The memory is so close I can taste the warm champagne. Her face tilted up in the dark, the music thudding through the boathouse wall, the inch of space between us shrinking to nothing.

“And the Caldwell girl came crashing in looking for the bathroom,” I say.

“And I panicked and told you I had to find my father.” She laughs, but it cracks at the edges. “I think about that more than I should. What would’ve happened if she’d needed the bathroom thirty seconds later.”

“I think about it too.” My voice has gone rough. “I’ve had ten years to think about it.”

She goes still. The storm fills the silence, and neither of us looks away, and the inch of space between us is back, the exact same inch, like the boathouse never ended and we just paused it for a decade.

She’s the one who pulled back then. We both know it. The question hanging in the dark between us is whether she’ll do it again.

“Reid.” My name comes out unsteady. “I’m not going to be able to pay this back. Whatever this is. I don’t have it in me to owe you something this big.”
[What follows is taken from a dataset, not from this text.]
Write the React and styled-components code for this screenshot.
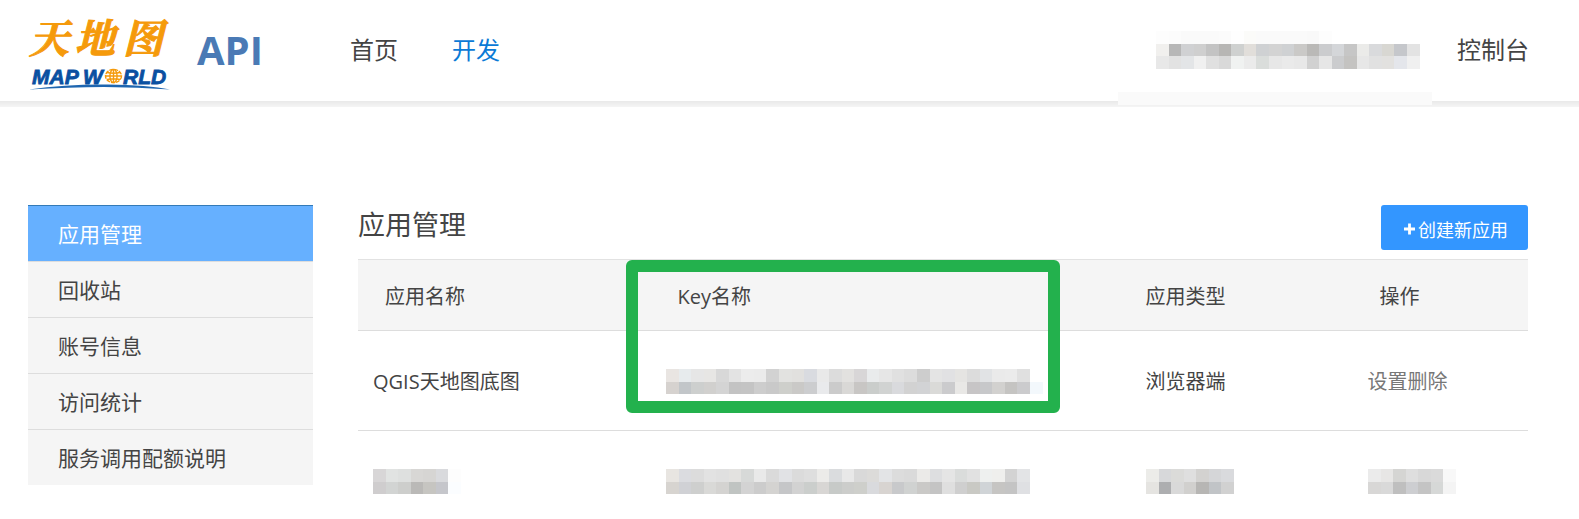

“I’m not asking you to pay anything back.” I don’t move. I won’t be the one who closes the inch. Not this time. It has to be her. “I told you. There’s no bill.”

For one suspended breath, she leans the smallest fraction closer, and my heart forgets how to function.

Then she stops. She presses her lips together, drops her gaze, and pulls the sweatshirt tighter around herself like a woman remembering she’s supposed to be careful.

“I should sleep,” she says softly. “Long day tomorrow.”

“Long day tomorrow,” I agree, because I’m a coward and a gentleman and apparently both at once.

She pads down the hall, pauses at the guest room door, and looks back at me with an expression I can’t read and won’t sleep for trying to.

“Goodnight, Reid.”

“Goodnight, Scarlett.”

The door clicks shut.

I lie in the dark and listen to the storm tear itself apart against the windows, and I think about Scarlett Ashworth two walls away, in my sweatshirt, in my house, an inch and years from where I want her, and I wonder how much longer either of us is going to keep pretending this is just business.

I don’t think it’s going to last the night.